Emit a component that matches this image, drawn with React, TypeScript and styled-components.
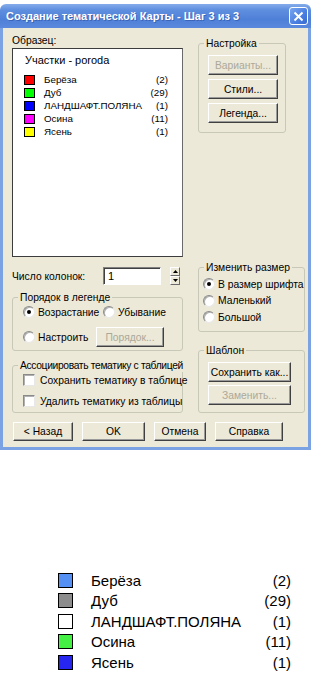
import React from "react";
import styled, { createGlobalStyle } from "styled-components";

const GlobalStyle = createGlobalStyle`
  html, body {
    margin: 0;
    padding: 0;
    background: #ffffff;
  }
  body {
    font-family: "Liberation Sans", Arial, sans-serif;
  }
`;

const FACE = "#ece9d8";

const Page = styled.div`
  width: 312px;
  height: 679px;
  display: flex;
  flex-direction: column;
  background: #ffffff;
  overflow: hidden;
`;

const Window = styled.div`
  width: 311px;
  margin-top: 4px;
  display: flex;
  flex-direction: column;
`;

const TitleBar = styled.div`
  height: 24px;
  border-radius: 6px 6px 0 0;
  background: linear-gradient(
    180deg,
    #86adeb 0%,
    #5e8ede 25%,
    #4f80d8 65%,
    #5a89dd 100%
  );
  display: flex;
  align-items: center;
  justify-content: space-between;
  padding: 0 3px 0 6px;
`;

const TitleText = styled.span`
  color: #ffffff;
  font: bold 11px "Liberation Sans", Arial, sans-serif;
  text-shadow: 1px 1px 0 #3a64b8;
  white-space: nowrap;
`;

const CloseButton = styled.div`
  width: 19px;
  height: 18px;
  box-sizing: border-box;
  border: 1px solid #ffffff;
  border-radius: 3px;
  background: linear-gradient(135deg, #78a6f0 0%, #4a7ee0 60%, #3a6cd0 100%);
  display: flex;
  align-items: center;
  justify-content: center;
`;

const Frame = styled.div`
  background: ${FACE};
  border: 3px solid #7ba3e4;
  border-top: none;
  padding: 6px 3px 6px 9px;
  display: flex;
  flex-direction: column;
  font: 10.3px "Liberation Sans", Arial, sans-serif;
  color: #000000;
`;

const TopArea = styled.div`
  display: flex;
  gap: 15px;
`;

const LeftColumn = styled.div`
  width: 171px;
  display: flex;
  flex-direction: column;
`;

const RightColumn = styled.div`
  width: 107px;
  display: flex;
  flex-direction: column;
`;

const FieldLabel = styled.div`
  line-height: 13px;
  height: 13px;
`;

const SampleBox = styled.div`
  margin-top: 1px;
  height: 209px;
  box-sizing: border-box;
  background: #ffffff;
  border: 1px solid #3c3c3c;
  border-right-color: #6a6a6a;
  padding: 4px 14px 0 11px;
  display: flex;
  flex-direction: column;
`;

const SampleTitle = styled.div`
  font-size: 11px;
  line-height: 14px;
  margin: 0 0 6px 1px;
`;

const SampleRow = styled.div`
  height: 13px;
  display: flex;
  align-items: center;
  font-size: 9.8px;
`;

const SmallSwatch = styled.span<{ $color: string }>`
  width: 11px;
  height: 10px;
  box-sizing: border-box;
  border: 1px solid #000000;
  background: ${({ $color }) => $color};
  margin-right: 9px;
  flex: none;
`;

const RowName = styled.span`
  flex: 1;
  white-space: nowrap;
`;

const RowCount = styled.span`
  white-space: nowrap;
`;

const ColumnsRow = styled.div`
  margin-top: 10px;
  height: 18px;
  display: flex;
  align-items: center;
`;

const ColumnsLabel = styled.span`
  width: 91px;
`;

const NumberInput = styled.div`
  width: 58px;
  height: 18px;
  box-sizing: border-box;
  background: #ffffff;
  border: 1px solid;
  border-color: #808080 #ffffff #ffffff #808080;
  box-shadow: inset 1px 1px 0 #404040;
  padding: 0 0 0 4px;
  display: flex;
  align-items: center;
  font-size: 11px;
`;

const Spinner = styled.div`
  margin-left: 9px;
  width: 10px;
  height: 18px;
  display: flex;
  flex-direction: column;
`;

const SpinButton = styled.div`
  flex: 1;
  box-sizing: border-box;
  background: ${FACE};
  border: 1px solid;
  border-color: #ffffff #6a6a6a #6a6a6a #ffffff;
  display: flex;
  align-items: center;
  justify-content: center;
`;

const GroupBox = styled.div<{ $top: number; $width?: number; $pad: string }>`
  margin-top: ${({ $top }) => $top}px;
  width: ${({ $width }) => ($width ? `${$width}px` : "auto")};
  box-sizing: border-box;
  border: 1px solid #c8c8b8;
  border-radius: 3px;
  padding: ${({ $pad }) => $pad};
  display: flex;
  flex-direction: column;
`;

const GroupTitle = styled.div<{ $spacing?: number }>`
  align-self: flex-start;
  margin: -7px 0 0 5px;
  padding: 0 2px;
  height: 13px;
  line-height: 13px;
  background: ${FACE};
  white-space: nowrap;
  letter-spacing: ${({ $spacing }) => $spacing ?? 0}px;
`;

const GroupBody = styled.div<{ $left: number }>`
  padding-left: ${({ $left }) => $left}px;
  display: flex;
  flex-direction: column;
`;

const OptionRow = styled.div<{ $height: number; $top?: number }>`
  height: ${({ $height }) => $height}px;
  margin-top: ${({ $top }) => $top ?? 0}px;
  display: flex;
  align-items: center;
`;

const Option = styled.div<{ $width?: number }>`
  width: ${({ $width }) => ($width ? `${$width}px` : "auto")};
  display: flex;
  align-items: center;
  white-space: nowrap;
`;

const RadioCircle = styled.span`
  width: 12px;
  height: 12px;
  box-sizing: border-box;
  border-radius: 50%;
  background: #ffffff;
  border: 1px solid;
  border-color: #8a8a8a #e8e8e8 #e8e8e8 #8a8a8a;
  box-shadow: inset 1px 1px 0 #b0b0b0;
  margin-right: 3px;
  display: flex;
  align-items: center;
  justify-content: center;
  flex: none;
`;

const RadioDot = styled.span`
  width: 4px;
  height: 4px;
  border-radius: 50%;
  background: #000000;
`;

const CheckSquare = styled.span`
  width: 12px;
  height: 12px;
  box-sizing: border-box;
  background: #ffffff;
  border: 1px solid;
  border-color: #8a8a8a #e8e8e8 #e8e8e8 #8a8a8a;
  box-shadow: inset 1px 1px 0 #b0b0b0;
  margin-right: 5px;
  flex: none;
`;

const Button = styled.div<{ $width: number; $height?: number; $top?: number; $disabled?: boolean }>`
  width: ${({ $width }) => $width}px;
  height: ${({ $height }) => $height ?? 20}px;
  margin-top: ${({ $top }) => $top ?? 0}px;
  box-sizing: border-box;
  background: ${FACE};
  border: 1px solid;
  border-color: #ffffff #404040 #404040 #ffffff;
  box-shadow: inset -1px -1px 0 #9a9a9a;
  display: flex;
  align-items: center;
  justify-content: center;
  color: ${({ $disabled }) => ($disabled ? "#aca899" : "#000000")};
  white-space: nowrap;
  flex: none;
`;

const ButtonBar = styled.div`
  margin: 9px 0 0 1px;
  display: flex;
  gap: 9px;
`;

const Legend = styled.div`
  margin-top: 120px;
  width: 233px;
  margin-left: 58px;
  display: flex;
  flex-direction: column;
  font: 15px "Liberation Sans", Arial, sans-serif;
  color: #000000;
`;

const LegendRow = styled.div`
  height: 20.5px;
  display: flex;
  align-items: center;
`;

const LegendSwatch = styled.span<{ $color: string }>`
  width: 15px;
  height: 15px;
  box-sizing: border-box;
  border: 1px solid #000000;
  background: ${({ $color }) => $color};
  margin-right: 18px;
  flex: none;
`;

const sampleRows = [
  { name: "Берёза", count: 2, color: "#ff0000" },
  { name: "Дуб", count: 29, color: "#00ff00" },
  { name: "ЛАНДШАФТ.ПОЛЯНА", count: 1, color: "#0000ff" },
  { name: "Осина", count: 11, color: "#ff00ff" },
  { name: "Ясень", count: 1, color: "#ffff00" },
];

const legendRows = [
  { name: "Берёза", count: 2, color: "#5591f4" },
  { name: "Дуб", count: 29, color: "#8c8c8c" },
  { name: "ЛАНДШАФТ.ПОЛЯНА", count: 1, color: "#ffffff" },
  { name: "Осина", count: 11, color: "#44f044" },
  { name: "Ясень", count: 1, color: "#2626f0" },
];

const Radio: React.FC<{ checked?: boolean }> = ({ checked }) => (
  <RadioCircle>{checked && <RadioDot />}</RadioCircle>
);

const Arrow: React.FC<{ up?: boolean }> = ({ up }) => (
  <svg width="5" height="3" viewBox="0 0 5 3">
    <path d={up ? "M0 3 L2.5 0 L5 3 Z" : "M0 0 L2.5 3 L5 0 Z"} fill="#000" />
  </svg>
);

const App: React.FC = () => (
  <Page>
    <GlobalStyle />
    <Window>
      <TitleBar>
        <TitleText>Создание тематической Карты - Шаг 3 из 3</TitleText>
        <CloseButton>
          <svg width="11" height="11" viewBox="0 0 11 11">
            <path d="M1.5 1.5 L9.5 9.5 M9.5 1.5 L1.5 9.5" stroke="#fff" strokeWidth="2" />
          </svg>
        </CloseButton>
      </TitleBar>
      <Frame>
        <TopArea>
          <LeftColumn>
            <FieldLabel>Образец:</FieldLabel>
            <SampleBox>
              <SampleTitle>Участки - poroda</SampleTitle>
              {sampleRows.map((r) => (
                <SampleRow key={r.name}>
                  <SmallSwatch $color={r.color} />
                  <RowName>{r.name}</RowName>
                  <RowCount>({r.count})</RowCount>
                </SampleRow>
              ))}
            </SampleBox>
            <ColumnsRow>
              <ColumnsLabel>Число колонок:</ColumnsLabel>
              <NumberInput>1</NumberInput>
              <Spinner>
                <SpinButton>
                  <Arrow up />
                </SpinButton>
                <SpinButton>
                  <Arrow />
                </SpinButton>
              </Spinner>
            </ColumnsRow>
            <GroupBox $top={12} $pad="0 6px 3px 0">
              <GroupTitle>Порядок в легенде</GroupTitle>
              <GroupBody $left={10}>
                <OptionRow $height={16}>
                  <Option $width={80}>
                    <Radio checked />
                    Возрастание
                  </Option>
                  <Option>
                    <Radio />
                    Убывание
                  </Option>
                </OptionRow>
                <OptionRow $height={20} $top={7}>
                  <Option $width={73}>
                    <Radio />
                    Настроить
                  </Option>
                  <Button $width={68} $disabled>
                    Порядок...
                  </Button>
                </OptionRow>
              </GroupBody>
            </GroupBox>
            <GroupBox $top={14} $pad="0 6px 3px 0">
              <GroupTitle $spacing={-0.35}>Ассоциировать тематику с таблицей</GroupTitle>
              <GroupBody $left={10}>
                <OptionRow $height={16}>
                  <Option>
                    <CheckSquare />
                    Сохранить тематику в таблице
                  </Option>
                </OptionRow>
                <OptionRow $height={16} $top={5}>
                  <Option>
                    <CheckSquare />
                    Удалить тематику из таблицы
                  </Option>
                </OptionRow>
              </GroupBody>
            </GroupBox>
          </LeftColumn>
          <RightColumn>
            <GroupBox $top={9} $width={88} $pad="0 7px 9px 0">
              <GroupTitle>Настройка</GroupTitle>
              <GroupBody $left={9}>
                <Button $width={70} $top={5} $disabled>
                  Варианты...
                </Button>
                <Button $width={70} $top={4}>
                  Стили...
                </Button>
                <Button $width={70} $top={4}>
                  Легенда...
                </Button>
              </GroupBody>
            </GroupBox>
            <GroupBox $top={134} $pad="0 4px 5.5px 0">
              <GroupTitle>Изменить размер</GroupTitle>
              <GroupBody $left={4}>
                <OptionRow $height={16.5} $top={2}>
                  <Option>
                    <Radio checked />
                    В размер шрифта
                  </Option>
                </OptionRow>
                <OptionRow $height={16.5}>
                  <Option>
                    <Radio />
                    Маленький
                  </Option>
                </OptionRow>
                <OptionRow $height={16.5}>
                  <Option>
                    <Radio />
                    Большой
                  </Option>
                </OptionRow>
              </GroupBody>
            </GroupBox>
            <GroupBox $top={18} $pad="0 6px 7px 0">
              <GroupTitle>Шаблон</GroupTitle>
              <GroupBody $left={9}>
                <Button $width={83} $top={5}>
                  Сохранить как...
                </Button>
                <Button $width={83} $top={3} $disabled>
                  Заменить...
                </Button>
              </GroupBody>
            </GroupBox>
          </RightColumn>
        </TopArea>
        <ButtonBar>
          <Button $width={60} $height={19}>
            &lt; Назад
          </Button>
          <Button $width={63} $height={19}>
            OK
          </Button>
          <Button $width={52} $height={19}>
            Отмена
          </Button>
          <Button $width={68} $height={19}>
            Справка
          </Button>
        </ButtonBar>
      </Frame>
    </Window>
    <Legend>
      {legendRows.map((r) => (
        <LegendRow key={r.name}>
          <LegendSwatch $color={r.color} />
          <RowName>{r.name}</RowName>
          <RowCount>({r.count})</RowCount>
        </LegendRow>
      ))}
    </Legend>
  </Page>
);

export default App;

-.-.-

Filter the listing above for the string "React" and copy every matching line.

Emit a component that matches this image, drawn with React, TypeScript and styled-components.
import React from "react";
const Radio: React.FC<{ checked?: boolean }> = ({ checked }) => (
const Arrow: React.FC<{ up?: boolean }> = ({ up }) => (
const App: React.FC = () => (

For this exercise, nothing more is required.